To make a long story short, in 1964, U.S. naval vessels were operating in the Gulf of Tonkin in support of South Vietnamese military operations against North Vietnamese military installations. On August 2, three North Vietnamese gunboats responded to one such South Vietnamese operation by attacking a supporting U.S. destroyer, the USS Maddox. The Maddox, in concert with U.S. aircraft, then sunk or damaged all three. On the night of August 4, the Maddox thought it was attacked again, and responded by firing profusely at a variety of unidentified targets. There were strong indications even at the time that the August 4 “attack” was actually an overreaction to misinterpreted sonar data and that the US Navy was shooting at empty ocean. In later years, this suspicion hardened to a virtual certainty.

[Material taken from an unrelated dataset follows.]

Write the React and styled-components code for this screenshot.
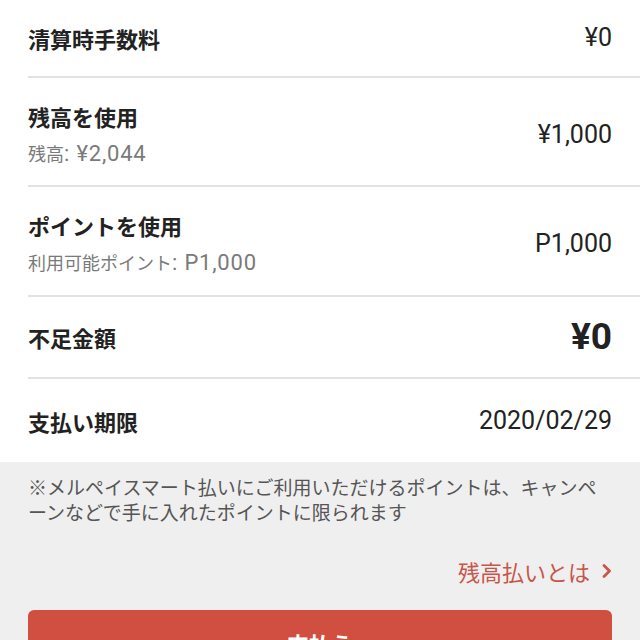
import React from "react";
import styled, { createGlobalStyle } from "styled-components";

const Global = createGlobalStyle`
  html, body {
    margin: 0;
    padding: 0;
    background: #efefef;
    overflow: hidden;
  }
  body {
    font-family: "Noto Sans CJK JP", "Noto Sans", sans-serif;
    color: #222;
  }
`;

const Page = styled.div`
  width: 640px;
`;

const List = styled.div`
  background: #fff;
  padding-left: 28px;
`;

const Row = styled.div`
  display: flex;
  align-items: center;
  justify-content: space-between;
  height: ${({ $h }) => $h}px;
  padding: ${({ $pt }) => $pt || 0}px 28px 0 0;
  border-bottom: ${({ $last }) => ($last ? "none" : "2px solid #e2e2e2")};
`;

const LabelBlock = styled.div`
  display: flex;
  flex-direction: column;
  gap: 7px;
`;

const Label = styled.div`
  font-size: 22px;
  font-weight: 700;
  line-height: 30px;
  color: #222;
`;

const Sub = styled.div`
  font-size: 18px;
  line-height: 30px;
  color: #7a7a7a;
`;

const Num = styled.span`
  font-family: Roboto, sans-serif;
  font-size: 22px;
  letter-spacing: 0.8px;
`;

const Value = styled.div`
  font-family: Roboto, "Noto Sans CJK JP", sans-serif;
  font-size: ${({ $big }) => ($big ? "37px" : "25px")};
  font-weight: ${({ $big }) => ($big ? 700 : 400)};
  line-height: 36px;
  color: #222;
`;

const Footer = styled.div`
  padding: 12px 28px 0;
`;

const Note = styled.p`
  margin: 0;
  font-size: 19px;
  line-height: 25px;
  color: #555;
`;

const LinkRow = styled.div`
  display: flex;
  justify-content: flex-end;
  margin-top: 32px;
`;

const Link = styled.a`
  display: flex;
  align-items: center;
  gap: 12px;
  font-size: 22px;
  line-height: 30px;
  color: #c8564a;
  text-decoration: none;
  cursor: pointer;
`;

const PayButton = styled.button`
  display: block;
  width: 100%;
  height: 66px;
  margin-top: 24px;
  border: none;
  border-radius: 6px;
  background: #d04f40;
  color: #fff;
  font-family: inherit;
  font-size: 22px;
  font-weight: 700;
`;

const Chevron = () => (
  <svg width="10" height="14" viewBox="0 0 10 14">
    <path
      d="M2 1.5 L7.5 7 L2 12.5"
      fill="none"
      stroke="#c8564a"
      strokeWidth="2.8"
      strokeLinecap="round"
      strokeLinejoin="round"
    />
  </svg>
);

const rows = [
  { label: "清算時手数料", value: "¥0", h: 76 },
  { label: "残高を使用", sub: "残高", subNum: "¥2,044", value: "¥1,000", h: 101, pt: 6 },
  { label: "ポイントを使用", sub: "利用可能ポイント", subNum: "P1,000", value: "P1,000", h: 102, pt: 6 },
  { label: "不足金額", value: "¥0", big: true, h: 80 },
  { label: "支払い期限", value: "2020/02/29", h: 83, last: true },
];

export default function App() {
  return (
    <Page>
      <Global />
      <List>
        {rows.map((r) => (
          <Row key={r.label} $h={r.h} $pt={r.pt} $last={r.last}>
            <LabelBlock>
              <Label>{r.label}</Label>
              {r.sub && (
                <Sub>
                  {r.sub}
                  <Num>: {r.subNum}</Num>
                </Sub>
              )}
            </LabelBlock>
            <Value $big={r.big}>{r.value}</Value>
          </Row>
        ))}
      </List>
      <Footer>
        <Note>
          ※メルペイスマート払いにご利用いただけるポイントは、キャンペーンなどで手に入れたポイントに限られます
        </Note>
        <LinkRow>
          <Link>
            残高払いとは
            <Chevron />
          </Link>
        </LinkRow>
        <PayButton>支払う</PayButton>
      </Footer>
    </Page>
  );
}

Nonetheless, Secretary of Defense McNamara and President Johnson publicly characterized the events of August 2-4 as two unprovoked attacks on blameless U.S. naval vessels. In addition to over-hyping the probably non-existent August 4 “attack,” they carefully concealed the fact that the U.S. ships came into the line of fire because they were supporting South Vietnamese assaults on the North. President Johnson sought from Congress, and got, the famous “Tonkin Gulf resolution” which he used as legal justification for taking the U.S. ever deeper into what became the Vietnam War.
No less an authority than current National Security Advisor H.R. McMaster concluded that Johnson and McNamara “deceived the American people and Congress” about the Gulf of Tonkin incident.
This type of potentially impeachable presidential falsehood might occur in a formal written message from the president to Congress, such as the one LBJ sent on August 5, 1964. Or it might occur in a personal address like the annual State of Union message. There could be no doubt of the official character of either form of communication. In the first, the president is expressly asking for congressional action. In the second, the president’s obligation to provide a message to congress regarding the state of the union is written into Article II, Section 3 of the Constitution.
Of course, as the modern practice of “fact-checking” every presidential address has made plain, every president spins facts to his advantage at least somewhat on such occasions. It would be absurd to impeach a president for engaging in that well-understood political habit. Nonetheless, there must be some limit on presidential prevarication in official settings. It is one thing for a president to place politically advantageous interpretations on ambiguous facts, or even to cherry-pick facts a bit to support a political argument. It is quite another for a president to consciously misrepresent facts plainly germane to a congressional choice, or to consciously omit facts that, if revealed, might cause congress to act differently.
Lies to congress by administration agencies or officials with the president’s knowledge
A second type of potentially impeachable presidential lie to Congress occurred when the Nixon Administration submitted to Congress false reports about Cambodian bombing. There the president did not personally speak, but, at least so it was alleged, he caused or authorized his subordinates to deceive Congress on his behalf. Again, every administration is going to try to bend the arc of truth a bit in the direction of its ideological or policy preferences, but even in this age of relativism there must be some boundary beyond which a president cannot go when authorizing official communications to a coordinate branch of the United States government.
This sort of executive branch misrepresentation could become relevant to the current administration. For example, by law, the executive branch must, every four years, prepare and publish a “National Climate Assessment,” which is expressly designed to set out the best available science to guide congress, executive branch regulators, and state and local governments in making decisions about how to respond to the changing global climate. Government scientists and career professionals were sufficiently concerned about whether the Trump Administration might either alter or suppress its findings that a draft was recently leaked to the press. The availability of the draft may forestall any significant meddling with the report’s data or basic conclusions, but this is only one of many legally mandated reports and data compilations that might be subject to politically-motivated censorship.
The question – for which I confess I have no easy answer – is whether there is a type and degree of suppression or distortion of reports to Congress that would properly amount to an impeachable offense. To constitute to an impeachable offense, such a report would certainly have to satisfy at least three requirements: (1) It would concern a matter of genuine national significance upon which Congress is required or reasonably expected to act; (2) it would contain a significant number and degree of provably false assertions of fact, and (3) the president could be proven to have known about the report and its contents and to have been aware of its essential falsity.
I will be watching the news over the coming months to see if a plausible example of this kind of presidential falsehood arises. Suggestions from readers will be welcome.